La historiadora Maxine Hanon tuvo la gentileza de permitirme la consulta de la excelente biografía de Wilde que tiene en prensa. Destaca un texto que se publicaría en “Viajes y observaciones. Brooklyn”. Allí, Wilde testimonia el impacto que la produjo el fonógrafo, en la exposición del inventor Thomas Alva Edison.
La voz grabada
Por primera vez en su vida, el doctor Wilde oye una voz humana grabada en los cilindros del fonógrafo.
Escribe: “Si yo tuviera un hijo, recogería sus primeras palabras y sus frases mal dichas, en un fonógrafo, para oír su voz en cualquier tiempo. Un padre de esta época puede retener, con su sabor de actualidad en los cilindros de un fonógrafo, la voz, el timbre, el acento, la expresión y hasta la risa de un hijo pequeño”.

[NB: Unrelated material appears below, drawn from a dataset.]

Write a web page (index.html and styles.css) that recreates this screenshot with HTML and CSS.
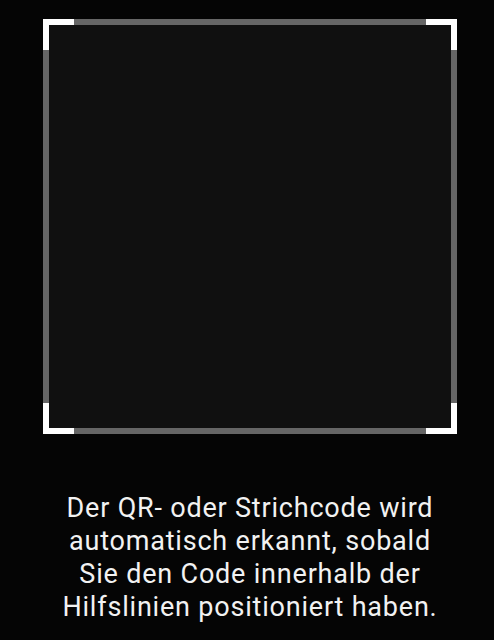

Fiel a su estilo irónico, añade que cuando ese hijo “se haya hecho un mocetón bárbaro, brutal y desagradable, el padre, en los ratos de melancolía por los disgustos presentes, puede renovar su ternura, oyendo la voz, las palabras y las gracias infantiles del ex niño, conservadas eléctricamente en un rollo”.
Detener la vida
Le impresionaba cómo “el fonógrafo detiene la vida y perpetúa los fugitivos momentos; con él ya no hay pasado para la palabra hablada. Fenómeno curioso: ¡hace hablar a los muertos! Dentro de cien años, los habitantes de las grandes ciudades podrán oír cantar a la Patti y escuchar los discursos de nuestros políticos”.
Le parece que lo que acaba de ver es “el complemento de la imprenta. Ésta, por medio de los libros, perpetúa el pensamiento humano; aquél, con sus delicadas impresiones, conserva los sonidos para darles vida en cualquier momento del más remoto futuro”.
Hoy, el hielo se produce en todas partes. Las grabaciones y las fotografías diluvian sobre nosotros en tantos niveles de perfección, que resultan francamente agobiantes. Qué extraño es internarse en las ingenuas sensaciones de quienes tomaron contacto con tales prodigios por primera vez.